** begin DATA FOR THIS EXERCISE **
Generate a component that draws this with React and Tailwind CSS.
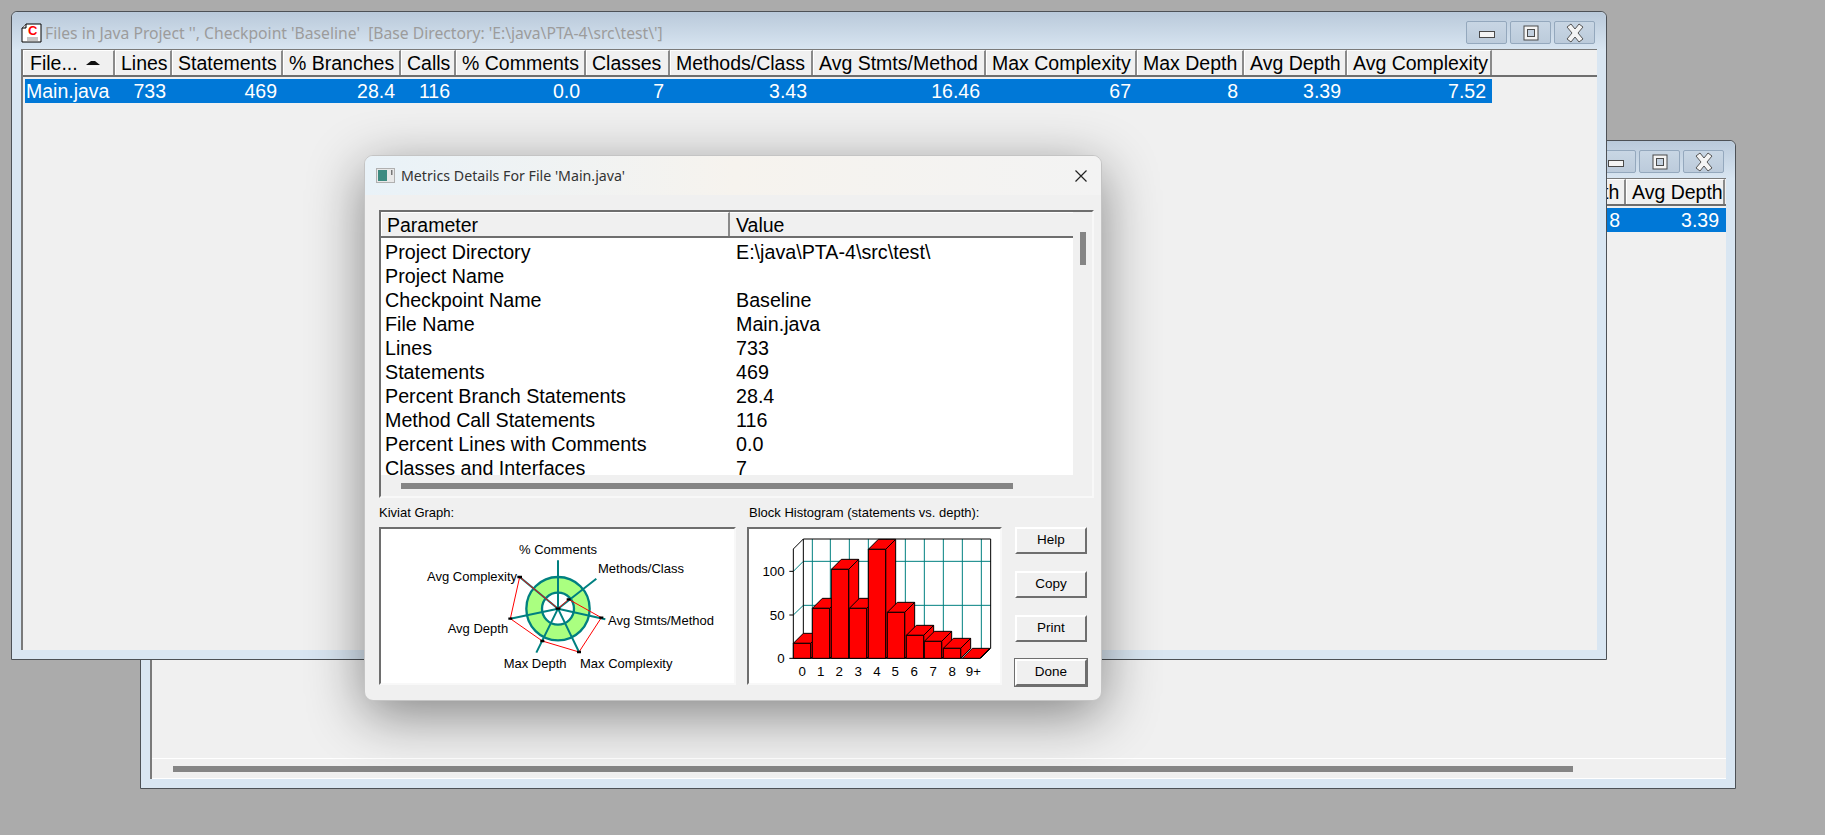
** end DATA FOR THIS EXERCISE **
** begin DATA FOR THIS EXERCISE **
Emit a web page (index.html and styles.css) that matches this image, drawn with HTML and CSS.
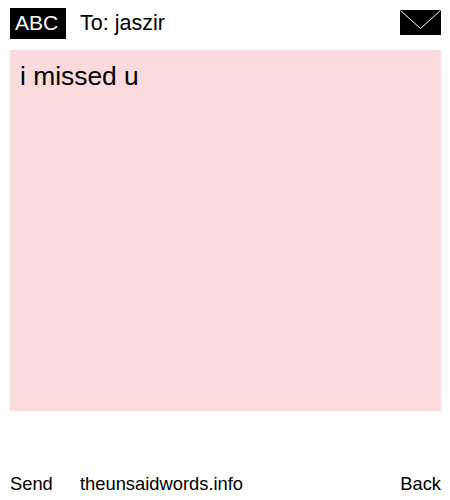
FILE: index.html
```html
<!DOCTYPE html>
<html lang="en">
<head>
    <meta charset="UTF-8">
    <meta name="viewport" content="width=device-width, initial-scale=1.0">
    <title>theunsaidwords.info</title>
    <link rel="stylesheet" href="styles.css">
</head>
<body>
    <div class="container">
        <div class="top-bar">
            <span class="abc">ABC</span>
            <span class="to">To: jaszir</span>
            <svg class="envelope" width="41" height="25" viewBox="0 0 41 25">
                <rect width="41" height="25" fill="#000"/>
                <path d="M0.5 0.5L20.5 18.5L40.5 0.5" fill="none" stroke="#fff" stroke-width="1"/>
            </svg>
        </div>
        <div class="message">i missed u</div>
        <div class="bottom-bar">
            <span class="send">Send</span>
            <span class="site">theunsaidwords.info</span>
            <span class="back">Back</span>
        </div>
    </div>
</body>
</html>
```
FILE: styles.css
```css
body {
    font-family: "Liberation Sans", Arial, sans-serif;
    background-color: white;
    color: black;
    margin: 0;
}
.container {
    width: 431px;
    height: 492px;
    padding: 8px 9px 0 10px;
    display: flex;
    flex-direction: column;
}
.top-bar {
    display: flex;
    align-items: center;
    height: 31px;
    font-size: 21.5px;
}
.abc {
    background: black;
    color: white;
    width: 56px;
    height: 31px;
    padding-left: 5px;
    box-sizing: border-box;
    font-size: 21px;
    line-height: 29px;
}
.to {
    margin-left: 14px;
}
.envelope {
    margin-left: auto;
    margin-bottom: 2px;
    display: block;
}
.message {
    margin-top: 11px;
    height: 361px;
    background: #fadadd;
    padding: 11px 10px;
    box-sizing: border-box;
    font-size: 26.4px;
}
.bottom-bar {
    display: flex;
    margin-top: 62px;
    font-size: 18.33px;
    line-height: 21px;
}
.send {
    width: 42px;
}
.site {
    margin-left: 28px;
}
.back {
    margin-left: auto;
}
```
** end DATA FOR THIS EXERCISE **
◆ WHAT THE TASK REQUIRES
Using the entries above, return each line that includes the word "with".

◆ THE OUTPUT
Generate a component that draws this with React and Tailwind CSS.
Emit a web page (index.html and styles.css) that matches this image, drawn with HTML and CSS.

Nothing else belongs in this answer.